Conclude il libro la breve silloge Un amore di serial killer, in cui l’autore gioca con oscuro sarcasmo sull’analogia assassini-amanti, così simili, entrambi a caccia di piaceri malsani. Anche gli amanti, come i killer, trattengono sempre con sé una reliquia, per non lasciare andare del tutto ciò che è stato. Restano i loro filmati, gli audio e le foto / a ricordarci di cosa è capace l’essere umano / quando ama o ha sete di sangue.
Non adatto ai deboli di cuore.
Isabella Paola Stoja
L’AUTRICE
Isabella Paola Stoja, classe 1990, nasce a Bologna.
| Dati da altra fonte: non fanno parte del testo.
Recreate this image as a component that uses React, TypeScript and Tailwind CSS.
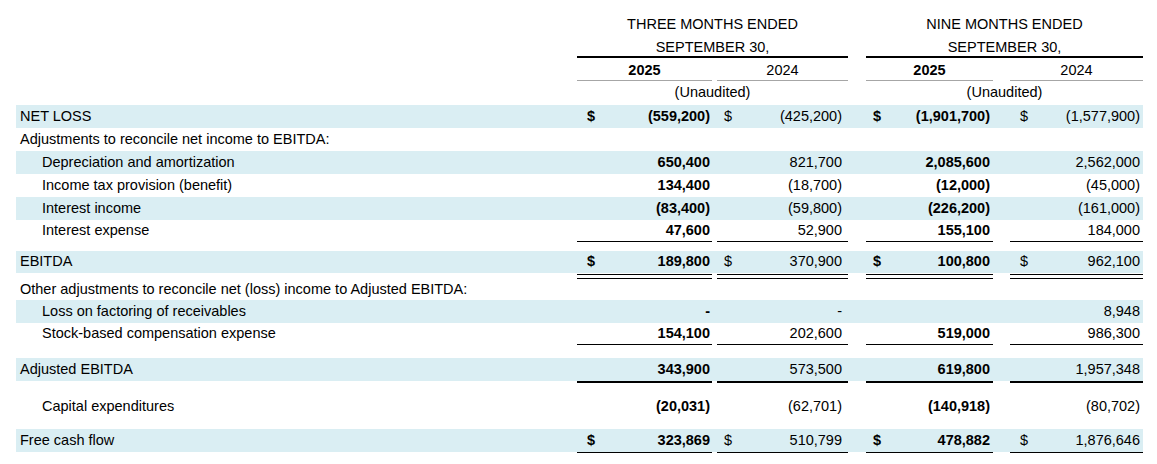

Cresce in Basilicata a Policoro e nel 2009 si trasferisce a Milano per frequentare la facoltà di Lettere e Filosofia dell’Università Cattolica del Sacro Cuore. Oggi è docente di Lettere presso il liceo scientifico “E. Fermi” di Milano. Vive in provincia di Varese con suo marito, sua figlia e i suoi due gatti. Le sue raccolte poetiche sono: La neve dei pioppi (Monetti editore, 2021), Cronache dalla controra (Chipiuneart edizioni, 2022), Lettere a Endimione (Chipiuneart edizioni, 2023). Con La neve dei pioppi e Cronache dalla controra ha vinto il Premio internazionale “Le Pieridi”, con Lettere a Endimione il Premio letterario “Alessandro Manzoni” della città di Arcore.